No, Charlie, not “sigh”, rather “insight”. In to what? Ask Buddha!
Leonard, I forgot to mention that the effect of purifying the mind is the development of equanimity, and that is the yardstick for progress. It may not be your bag, but it is pretty special.
Gary, I appreciate, quite sincerely, your evaluation of equanimity. It may seem strange to you, but, when I think leading to an article or book and, indeed, in the process of writing, I have equanimity or nothing gets written. As I remember from my Kung Fu and Karate days (I even published an article on the meaning of “forms” in a journal for the Martial Arts) that my sensei often smuggled in some Zen. The Japanese warrior of old had equanimity or he was a lousy and, above all, dead Samarai. So, the pop wisdom was passed on to me about Zen exemplified in professional soldiers full of equanimity, and all that leaves me thinking, thinking and thinking some more. In other words, the point is that “equanimity” does quite the soul, but leaves it to be what it is, and that does not exclude being a death machine. I used to have friendly duals with an advanced blackbelt of another system. We both had to have equanimity as one nervous error would have resulted in serious damage.
But, alas, I find out of moral reasons that it is impossible to walk the corridors of Dachau and view documentaries on Auschwitz and seek “salvation” in an equinamity developed by some exercises. I suggest to you to listen to the liturgy of Sergei Rachmaninov, specifically to the “Liturgy of St. John Chrysostom”, Op. 31, particularlly “Bless the Lord” and spend time with me in a Russian monastery in prayer to the savior who died suffering. I find peace, a peace beyond the sufferings of this world, indeed, beyond the sufferings that I cause, willy/nilly. And such peace centers around forgiveness imparted by suffering on a cross. In the old Latin mass, one chanted “Domine, non sum dignus ut entres sub tectum meum”. In my case, the “non sum dignus” (as are all humans, including Buddha–assuming he ever existed) does not leave me in peace, though equanimity is possible. Relative to this MY problematic, equanimity does not help, rather dampens my consciousness of the madness of life unto death. (My uses of “madness” stems from Ernest Becker’s “The Denial of Death”.)

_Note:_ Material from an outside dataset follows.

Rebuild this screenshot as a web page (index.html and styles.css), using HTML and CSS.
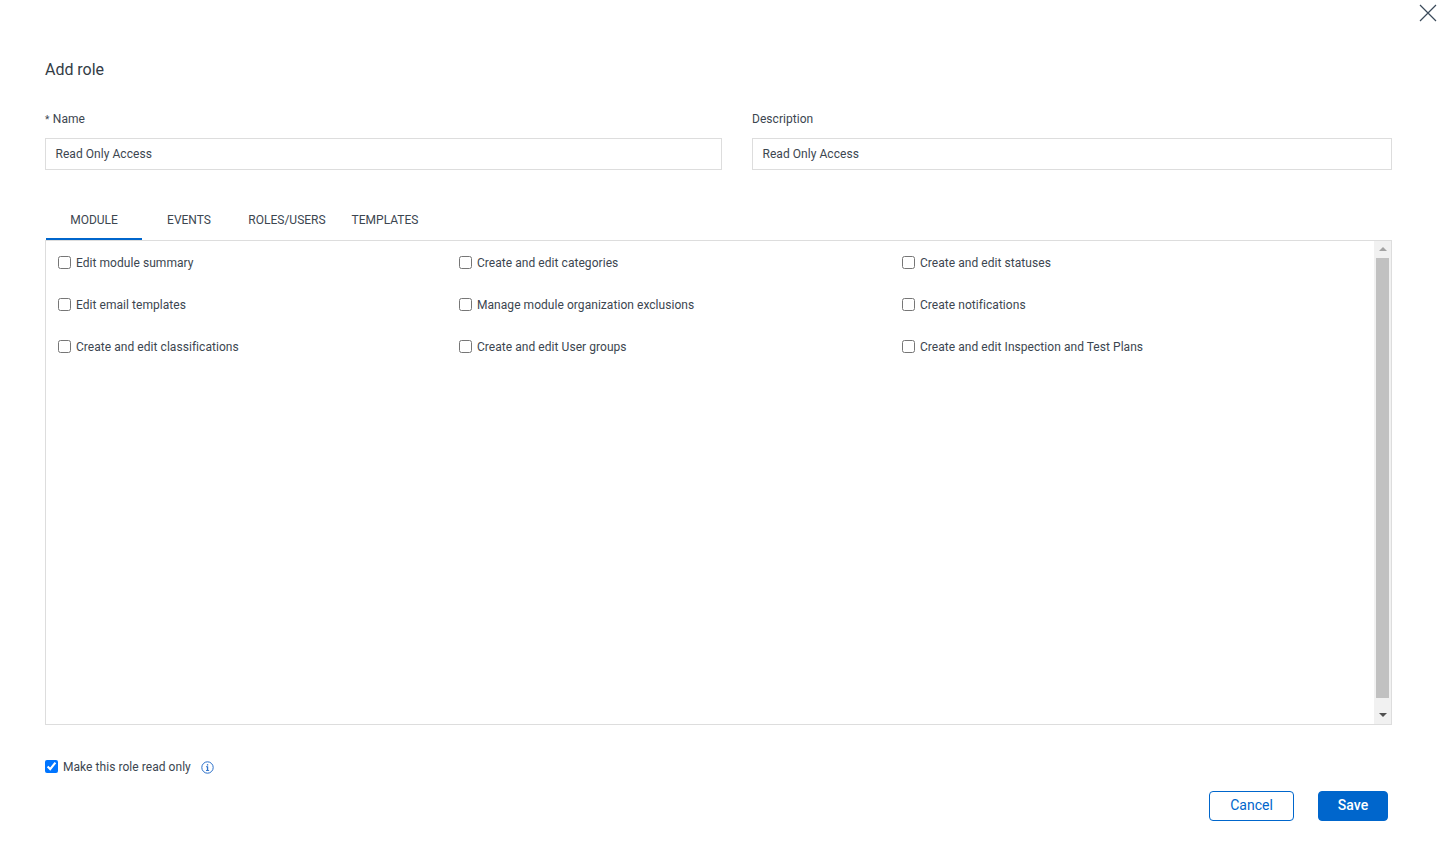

I apologize to any followers of Buddha who do find peace and yet seem to find my reluctance and accusations of irrationality to be, evidently, disturbing. Mea culpa, mea maxima culpa! I cannot argue against experienced inner calmness. But, then I find redemption evidenced in Rachmaninov’s liturgy in practice and Buddha cannot argue with that. But, “inbetween” the realms of “can’t argue with that” there is room for reason, for philosophic reflection, relative to which I have some 17 years of study in 4 languages in 5 countries. Charlie Martin was once a major in philosophy and accuses me of tricks!? I possess various doctor titles in the subject and reject the accusation of such diviousness. To inflict such an accusation on me strikes me as questionable and I experience it as demeaning. I, alas, sense something humanly inauthentic, though human, all too human with such a strategy of evasion. With such an accusation, rational discussion is denied as but a trick. I am no trickster and no one writing in support of Buddha-istic wisdom has argued philosopically with my critique of a billiard-ball explanation of causality (not my pedagogic example). So, let me calmly think and I will let you feel equanimity. Just, please, for the sake of not losing the game to suffering, say nothing or you cross into by world of ratiocination which may cause you some suffering. Can we make a truce and let peace be between us?

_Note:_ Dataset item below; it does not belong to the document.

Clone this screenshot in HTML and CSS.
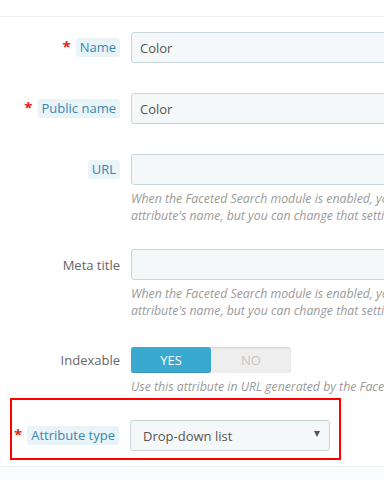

Thanks to Charlie for clarifying the dynamics of karma. When I was a freshman at Okla. State I had a comparative religions teacher who grew up in India, a child of missionaries. She had us going to the library to look up passages in the Rig Veda. I thought it quite something to read texts so incredibly old. “Thus thou art, Svetuketu.” I always assumed the Vedas were written in Sanskrit and that Pali was the language of South India. I studied several Mahayana writings, The Diamond Sutra, The Sutra of Hui Neng, D.T. Suzuki, and Gary Synder. It finally dawned on me that these writings required a foundation in the basics: The Four Noble Truths, The Eightfold Noble Path, and proper instruction in meditation. I made some some friends on the All-One Farm west of Portland while pruning their apple trees. These “India walas” included several students of Hindu guru Neem Karoli Baba, who had sent them to a Buddhist teacher to learn meditation. When I visited them in the fall they were sponsoring a vipassana course taught by a colleague of that teacher in India. So it was a multitude of karme trails that brought me to the forn of satipatana handed down through Burma and spead to lay people by U Ba Kin, a minister of agriculture in Rangoon.
PS: This story began in 1969. I tured on, tuned in, dropped out. Tramped all over this continent, rode freight trains in Canada, US and Mexico, worked in orchards and vineyards in the West. I was lucky to come across the All-One Farm, some very nice people.
the words are only pointers. see what is being pointed to.